Output the material exactly, but drop every image it holds.

··· SUPPLIED MATERIAL

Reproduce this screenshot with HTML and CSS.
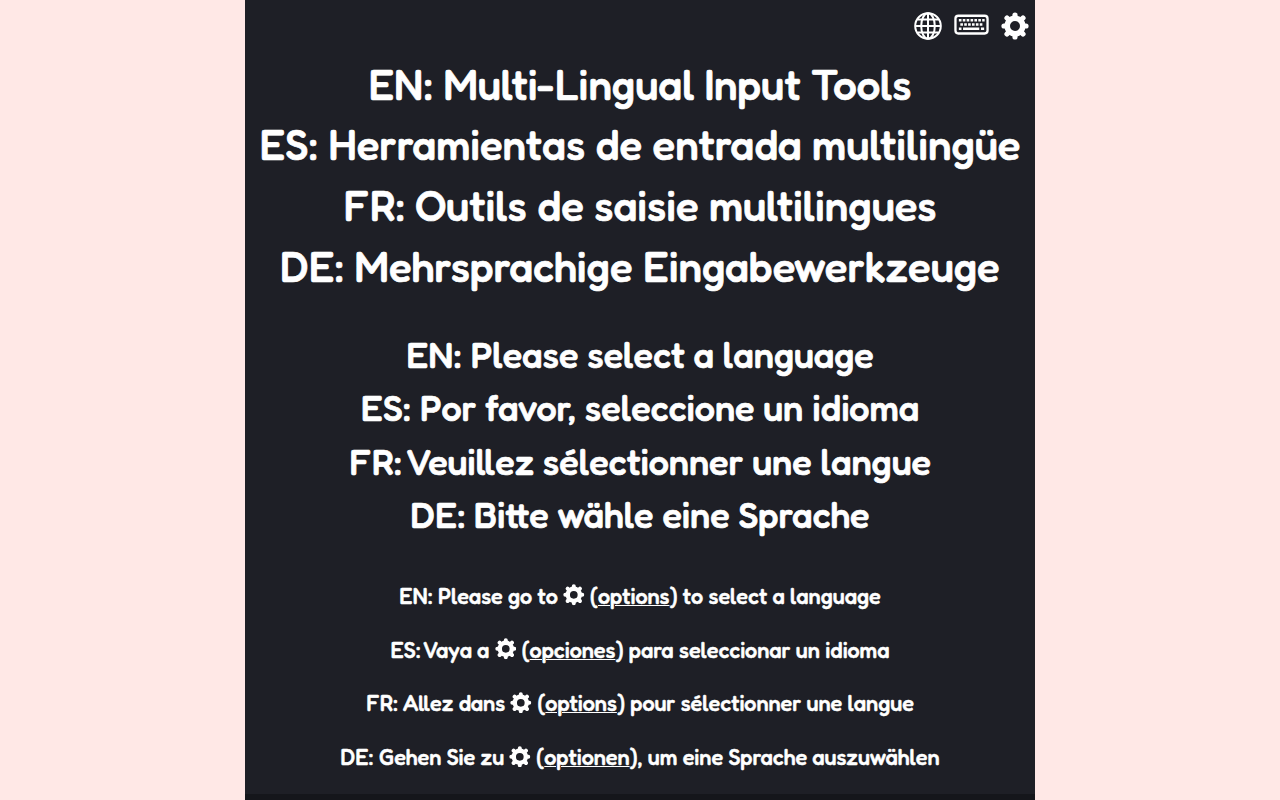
FILE: index.html
```html
<!DOCTYPE html>
<html lang="en">
<head>
<meta charset="utf-8">
<title>Multi-Lingual Input Tools</title>
<link rel="stylesheet" href="styles.css">
</head>
<body>
<svg width="0" height="0" class="defs" aria-hidden="true">
  <symbol id="gear" viewBox="0 0 28 28"><g fill="none" stroke="currentColor"><circle cx="14" cy="14" r="7.8" stroke-width="5.6"/><path stroke-width="5.2" stroke-linecap="round" d="M14 3V5M14 23V25M3 14H5M23 14H25M6 6L7.6 7.6M20.4 20.4L22 22M6 22L7.6 20.4M20.4 7.6L22 6"/></g></symbol>
</svg>
<main class="panel">
  <nav class="toolbar">
    <svg class="globe" viewBox="0 0 28 28" fill="none" stroke="currentColor" stroke-width="2"><circle cx="14" cy="14" r="12.8"/><ellipse cx="14" cy="14" rx="6.8" ry="12.8"/><path d="M14 1V27M1 14H27M3.4 7.4H24.6M3.4 20.6H24.6"/></svg>
    <svg class="keyboard" viewBox="0 0 36 22" fill="none" stroke="currentColor"><rect x="1.5" y="1.5" width="33" height="18.2" rx="3" stroke-width="2.4"/><path stroke-width="2.5" stroke-dasharray="2.7 1.3" d="M5 6.2H31.5"/><path stroke-width="2.5" stroke-dasharray="2.7 1.3" d="M6.5 10.4H30.5"/><path stroke-width="2.5" d="M5 14.8H7.7M9.3 14.8H26M27.7 14.8H31"/></svg>
    <svg class="gear"><use href="#gear"/></svg>
  </nav>
  <h1 class="title">
    <span>EN: Multi-Lingual Input Tools</span>
    <span>ES: Herramientas de entrada multilingüe</span>
    <span>FR: Outils de saisie multilingues</span>
    <span>DE: Mehrsprachige Eingabewerkzeuge</span>
  </h1>
  <h2 class="subtitle">
    <span>EN: Please select a language</span>
    <span>ES: Por favor, seleccione un idioma</span>
    <span>FR: Veuillez sélectionner une langue</span>
    <span>DE: Bitte wähle eine Sprache</span>
  </h2>
  <div class="hints">
    <p>EN: Please go to <svg class="cog"><use href="#gear"/></svg> (<a>options</a>) to select a language</p>
    <p>ES: Vaya a <svg class="cog"><use href="#gear"/></svg> (<a>opciones</a>) para seleccionar un idioma</p>
    <p>FR: Allez dans <svg class="cog"><use href="#gear"/></svg> (<a>options</a>) pour sélectionner une langue</p>
    <p>DE: Gehen Sie zu <svg class="cog"><use href="#gear"/></svg> (<a>optionen</a>), um eine Sprache auszuwählen</p>
  </div>
  <div class="footer"></div>
</main>
</body>
</html>
```
FILE: styles.css
```css
body { margin: 0; height: 800px; overflow: hidden; background: #ffe8e6; }
.defs { position: absolute; }
.panel { width: 790px; height: 800px; margin: 0 auto; overflow: hidden; display: flex; flex-direction: column; background: #1e1f26; color: #fff; font-family: Fredoka, Lato, sans-serif; font-weight: 500; text-align: center; white-space: nowrap; }
.toolbar { display: flex; justify-content: flex-end; gap: 12px; height: 40px; padding: 12px 6px 0 0; box-sizing: border-box; flex: none; }
.globe { width: 28px; height: 28px; }
.keyboard { width: 35px; height: 22px; margin-top: 1.5px; }
.gear { width: 28px; height: 28px; }
.title, .subtitle { margin: 0; font-weight: 500; -webkit-text-stroke: 0.7px #fff; }
.title span, .subtitle span { display: block; }
.title { margin-top: 14.5px; font-size: 41.88px; line-height: 60.7px; }
.subtitle { margin-top: 30.7px; font-size: 35.95px; line-height: 53.3px; }
.hints { margin-top: 28.7px; font-size: 21.6px; line-height: 53.8px; -webkit-text-stroke: 0.5px #fff; }
.hints p { margin: 0; }
.hints a { text-decoration: underline; text-decoration-thickness: 1px; }
.cog { width: 21.6px; height: 21.6px; vertical-align: -2px; }
.footer { margin-top: auto; height: 6px; flex: none; background: #15161b; }
```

······

• ANSWER BELOW:
Reproduce this screenshot with HTML and CSS.
FILE: index.html
```html
<!DOCTYPE html>
<html lang="en">
<head>
<meta charset="utf-8">
<title>Multi-Lingual Input Tools</title>
<link rel="stylesheet" href="styles.css">
</head>
<body>
<svg width="0" height="0" class="defs" aria-hidden="true">
  <symbol id="gear" viewBox="0 0 28 28"><g fill="none" stroke="currentColor"><circle cx="14" cy="14" r="7.8" stroke-width="5.6"/><path stroke-width="5.2" stroke-linecap="round" d="M14 3V5M14 23V25M3 14H5M23 14H25M6 6L7.6 7.6M20.4 20.4L22 22M6 22L7.6 20.4M20.4 7.6L22 6"/></g></symbol>
</svg>
<main class="panel">
  <nav class="toolbar">
    <svg class="globe" viewBox="0 0 28 28" fill="none" stroke="currentColor" stroke-width="2"><circle cx="14" cy="14" r="12.8"/><ellipse cx="14" cy="14" rx="6.8" ry="12.8"/><path d="M14 1V27M1 14H27M3.4 7.4H24.6M3.4 20.6H24.6"/></svg>
    <svg class="keyboard" viewBox="0 0 36 22" fill="none" stroke="currentColor"><rect x="1.5" y="1.5" width="33" height="18.2" rx="3" stroke-width="2.4"/><path stroke-width="2.5" stroke-dasharray="2.7 1.3" d="M5 6.2H31.5"/><path stroke-width="2.5" stroke-dasharray="2.7 1.3" d="M6.5 10.4H30.5"/><path stroke-width="2.5" d="M5 14.8H7.7M9.3 14.8H26M27.7 14.8H31"/></svg>
    <svg class="gear"><use href="#gear"/></svg>
  </nav>
  <h1 class="title">
    <span>EN: Multi-Lingual Input Tools</span>
    <span>ES: Herramientas de entrada multilingüe</span>
    <span>FR: Outils de saisie multilingues</span>
    <span>DE: Mehrsprachige Eingabewerkzeuge</span>
  </h1>
  <h2 class="subtitle">
    <span>EN: Please select a language</span>
    <span>ES: Por favor, seleccione un idioma</span>
    <span>FR: Veuillez sélectionner une langue</span>
    <span>DE: Bitte wähle eine Sprache</span>
  </h2>
  <div class="hints">
    <p>EN: Please go to <svg class="cog"><use href="#gear"/></svg> (<a>options</a>) to select a language</p>
    <p>ES: Vaya a <svg class="cog"><use href="#gear"/></svg> (<a>opciones</a>) para seleccionar un idioma</p>
    <p>FR: Allez dans <svg class="cog"><use href="#gear"/></svg> (<a>options</a>) pour sélectionner une langue</p>
    <p>DE: Gehen Sie zu <svg class="cog"><use href="#gear"/></svg> (<a>optionen</a>), um eine Sprache auszuwählen</p>
  </div>
  <div class="footer"></div>
</main>
</body>
</html>
```
FILE: styles.css
```css
body { margin: 0; height: 800px; overflow: hidden; background: #ffe8e6; }
.defs { position: absolute; }
.panel { width: 790px; height: 800px; margin: 0 auto; overflow: hidden; display: flex; flex-direction: column; background: #1e1f26; color: #fff; font-family: Fredoka, Lato, sans-serif; font-weight: 500; text-align: center; white-space: nowrap; }
.toolbar { display: flex; justify-content: flex-end; gap: 12px; height: 40px; padding: 12px 6px 0 0; box-sizing: border-box; flex: none; }
.globe { width: 28px; height: 28px; }
.keyboard { width: 35px; height: 22px; margin-top: 1.5px; }
.gear { width: 28px; height: 28px; }
.title, .subtitle { margin: 0; font-weight: 500; -webkit-text-stroke: 0.7px #fff; }
.title span, .subtitle span { display: block; }
.title { margin-top: 14.5px; font-size: 41.88px; line-height: 60.7px; }
.subtitle { margin-top: 30.7px; font-size: 35.95px; line-height: 53.3px; }
.hints { margin-top: 28.7px; font-size: 21.6px; line-height: 53.8px; -webkit-text-stroke: 0.5px #fff; }
.hints p { margin: 0; }
.hints a { text-decoration: underline; text-decoration-thickness: 1px; }
.cog { width: 21.6px; height: 21.6px; vertical-align: -2px; }
.footer { margin-top: auto; height: 6px; flex: none; background: #15161b; }
```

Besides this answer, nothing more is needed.